Boyd can't contain Twins as Tigers drop finale
MINNEAPOLIS -- The Matthew Boyd slider that C.J. Cron sent to the Target Field batter's eye wasn’t a terrible pitch. It was just below the strike zone before Cron golfed it 410 feet to center field, albeit over the middle of the plate rather than on the backdoor corner where Boyd and catcher John Hicks wanted it. Still, as home runs go, the fourth-inning drive was one Boyd can accept as an outcome.
“He hit my pitch,” Boyd said. “Hat’s off to him.”
“The more times I personally face these guys, the more comfortable you’re going to be, and I think I’ve seen that pitch before," Cron said.
The problem for Boyd, and his eventual downfall in the Tigers’ 7-4 loss to the Twins on Sunday, were the two baserunners the left-hander put on beforehand. Miguel Sano’s double made him the fourth Twins leadoff batter to reach base in as many innings, then Boyd hit Max Kepler to spoil a lefty-lefty matchup. The combination made Cron’s 21st homer of the season a three-run dagger in the Tigers’ hopes of taking the weekend series.
Though Boyd gave up only four hits over six innings, he allowed seven earned runs for the first time since May 16, 2017. Five of those runs scored on two homers. Two of those runs reached base without a ball put in play, including Cron’s sixth-inning walk ahead of Jonathan Schoop’s scorched line-drive homer over the left-field fence.
“Walks kill you,” Boyd said, “and that’s what happened.”
While the home runs are typical of Boyd’s season, the extra baserunners are not. He looked like a pitcher who hadn’t taken the mound in a week, having traveled to Seattle this week to be with his wife, Ashley, for the birth of their second child. He was struggling with his command, and the Twins were relentless in taking advantage.
“It wasn’t the hits that beat him,” Hicks said. “They hit a couple home runs. It was the walks and the hit by pitch that got him in trouble.”
Boyd had walked 13 leadoff batters this season before walking the first Minnesota hitter in each of his first three innings. He was on his way to another when Sano laced a 3-2 pitch into the left-field corner for a double to begin the fourth. Though Cron’s sixth-inning walk came with one out, it also came after Boyd had put Cron in an 0-2 count, just the third time this season he has allowed a hitter to escape such a hole with a pass.
“He got thinking about his mechanics and where his hand is on the ball, got thinking that way rather than [thinking about] getting the hitters out,” Tigers manager Ron Gardenhire said. “That’s one of the things he fought today.”

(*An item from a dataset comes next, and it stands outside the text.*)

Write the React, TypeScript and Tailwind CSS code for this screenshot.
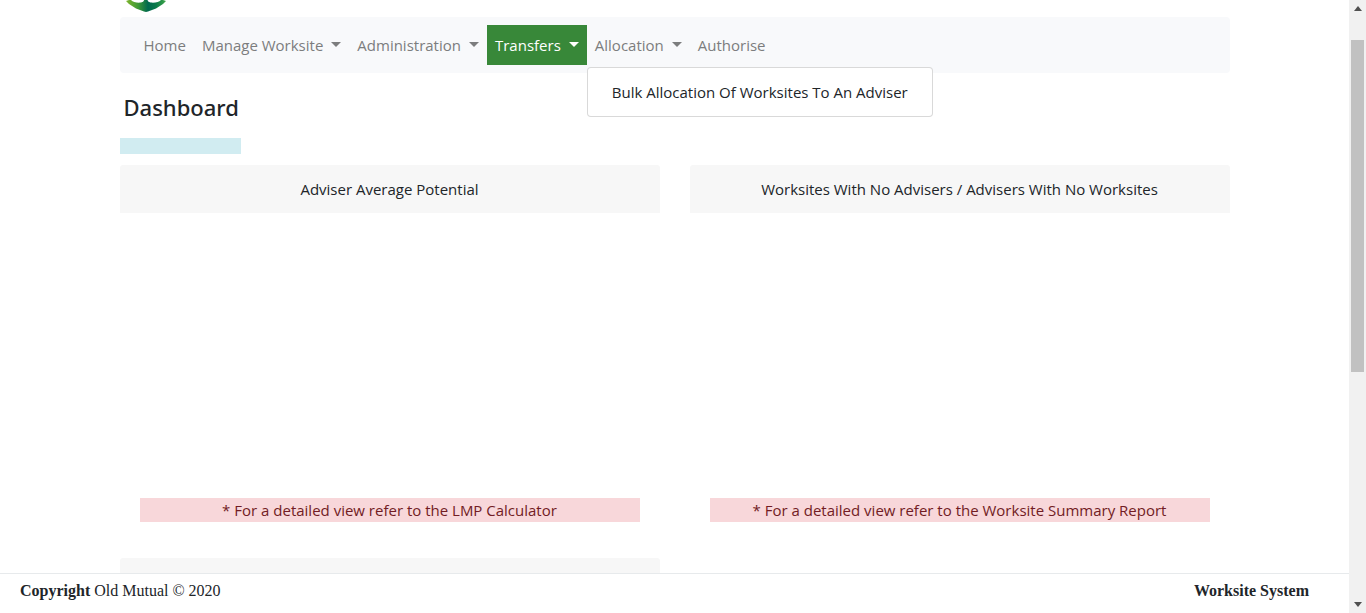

Once Schoop capitalized on a hanging slider with a 114.9 mph drive (per Statcast) down the left-field line, Boyd had given up his 32nd home run this season, the most by a Tigers pitcher since Mike Maroth allowed 34 in his 21-loss season in 2003, the single-season record for the Comerica Park-era Tigers. Only Mike Leake (34) and former Tigers ace Justin Verlander (33) have allowed more home runs than Boyd this year among Major League pitchers.
It’s a byproduct of today's game, especially against the Twins, whose 253 homers this season lead the Majors by a wide margin. No coincidence, then, that Boyd fell to 0-5 with an 8.64 ERA and nine home runs allowed in his last five starts at Target Field, where he had been 3-0 with a 3.33 ERA in his first four visits.
“You have to take it for what it is,” Boyd said. “They’re up in the league as a whole, quite significantly. You want to miss bats; I feel like I’ve done that. [The home runs] have come at times where some of them are just as simple as just putting them on the other side of the plate, or just not reading swings like I want to.
"It’s very controllable in terms of making that adjustment, and you just go from there. It’s nothing where you’re sitting there going, ‘OK, I need to create a fifth and sixth pitch, got to do something different.’ Unfortunately, that’s what happened, and that’s kind of been my Achilles' heel.”
Gardenhire can deal with the home runs allowed.
“He’s a strikeout guy,” Gardenhire said of Boyd, “and he goes for it. Sometimes, when you do those things, you’re going to miss some and they’re going to get some. That’s an area he has to improve, and I know he knows he can. It’s about quality pitches in bigger situations. But he’s pretty good. He’s a good pitcher, and he’s got great stuff.”
Still, Boyd’s struggles dampened the optimism from his seven innings of one-run ball last weekend at Tropicana Field. Between two homers, five walks -- double his walk rate per nine innings -- seven strikeouts and a hit batter, Tigers fielders had plays against just 12 of the 22 batters Boyd faced Sunday.
The Tigers would have loved to have had plays on the two balls the Twins hit out, but the bigger worries were the baserunners who didn’t have to hit their way on.